__TASK OBJECTIVE__
Reproduce all of the data below without alteration; exclude every picture.

##############################

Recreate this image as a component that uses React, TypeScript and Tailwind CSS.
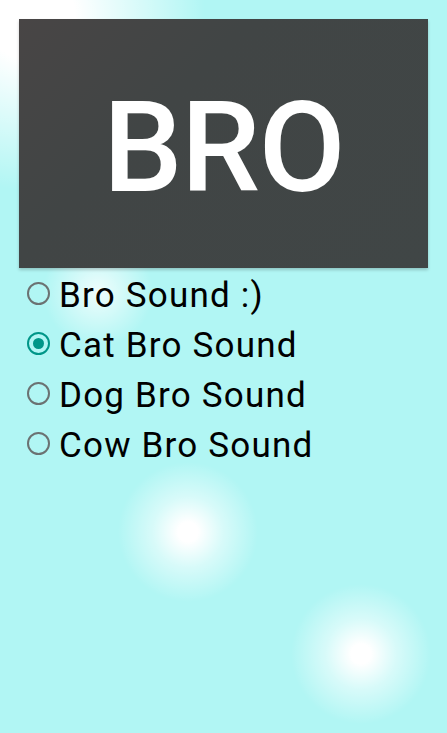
import { useState } from "react";

const sounds = ["Bro Sound :)", "Cat Bro Sound", "Dog Bro Sound", "Cow Bro Sound"];

function Radio({ checked }: { checked: boolean }) {
  return (
    <span
      className={
        "flex h-[23px] w-[23px] shrink-0 items-center justify-center rounded-full border-[2.5px] " +
        (checked ? "border-[#009688]" : "border-[#6b7272]")
      }
    >
      {checked && <span className="h-[11px] w-[11px] rounded-full bg-[#009688]" />}
    </span>
  );
}

export default function App() {
  const [selected, setSelected] = useState(1);

  return (
    <div className="min-h-[733px] w-full bg-[#b1f6f4] bg-[radial-gradient(circle_at_188px_532px,#ffffff_0px,#ffffff_10px,rgba(255,255,255,0.5)_35px,rgba(255,255,255,0)_70px),radial-gradient(circle_at_361px_654px,#ffffff_0px,#ffffff_10px,rgba(255,255,255,0.5)_35px,rgba(255,255,255,0)_70px),radial-gradient(circle_at_30px_15px,#ffffff_0px,#ffffff_45px,rgba(255,255,255,0)_175px),radial-gradient(circle_at_98px_292px,rgba(255,255,255,0.8)_0px,rgba(255,255,255,0)_55px)] pt-[19px] font-['Roboto',sans-serif]">
      <div className="mx-[19px] flex h-[249px] items-center justify-center bg-[#404545] bg-[linear-gradient(135deg,#484545_0%,#414545_35%,#404646_100%)] shadow-[0_2px_3px_rgba(0,0,0,0.2)]">
        <span className="mt-[8px] text-[126px] font-medium leading-none tracking-[-1.5px] text-white">BRO</span>
      </div>
      <div className="flex flex-col px-[27px]">
        {sounds.map((s, i) => (
          <button
            key={s}
            onClick={() => setSelected(i)}
            className="flex h-[50px] items-center gap-[9px] text-left"
          >
            <Radio checked={selected === i} />
            <span className="pt-[5px] text-[35px] leading-[50px] tracking-[1.2px] text-black">{s}</span>
          </button>
        ))}
      </div>
    </div>
  );
}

##############################

__RESULT OF THIS TASK__
Recreate this image as a component that uses React, TypeScript and Tailwind CSS.
import { useState } from "react";

const sounds = ["Bro Sound :)", "Cat Bro Sound", "Dog Bro Sound", "Cow Bro Sound"];

function Radio({ checked }: { checked: boolean }) {
  return (
    <span
      className={
        "flex h-[23px] w-[23px] shrink-0 items-center justify-center rounded-full border-[2.5px] " +
        (checked ? "border-[#009688]" : "border-[#6b7272]")
      }
    >
      {checked && <span className="h-[11px] w-[11px] rounded-full bg-[#009688]" />}
    </span>
  );
}

export default function App() {
  const [selected, setSelected] = useState(1);

  return (
    <div className="min-h-[733px] w-full bg-[#b1f6f4] bg-[radial-gradient(circle_at_188px_532px,#ffffff_0px,#ffffff_10px,rgba(255,255,255,0.5)_35px,rgba(255,255,255,0)_70px),radial-gradient(circle_at_361px_654px,#ffffff_0px,#ffffff_10px,rgba(255,255,255,0.5)_35px,rgba(255,255,255,0)_70px),radial-gradient(circle_at_30px_15px,#ffffff_0px,#ffffff_45px,rgba(255,255,255,0)_175px),radial-gradient(circle_at_98px_292px,rgba(255,255,255,0.8)_0px,rgba(255,255,255,0)_55px)] pt-[19px] font-['Roboto',sans-serif]">
      <div className="mx-[19px] flex h-[249px] items-center justify-center bg-[#404545] bg-[linear-gradient(135deg,#484545_0%,#414545_35%,#404646_100%)] shadow-[0_2px_3px_rgba(0,0,0,0.2)]">
        <span className="mt-[8px] text-[126px] font-medium leading-none tracking-[-1.5px] text-white">BRO</span>
      </div>
      <div className="flex flex-col px-[27px]">
        {sounds.map((s, i) => (
          <button
            key={s}
            onClick={() => setSelected(i)}
            className="flex h-[50px] items-center gap-[9px] text-left"
          >
            <Radio checked={selected === i} />
            <span className="pt-[5px] text-[35px] leading-[50px] tracking-[1.2px] text-black">{s}</span>
          </button>
        ))}
      </div>
    </div>
  );
}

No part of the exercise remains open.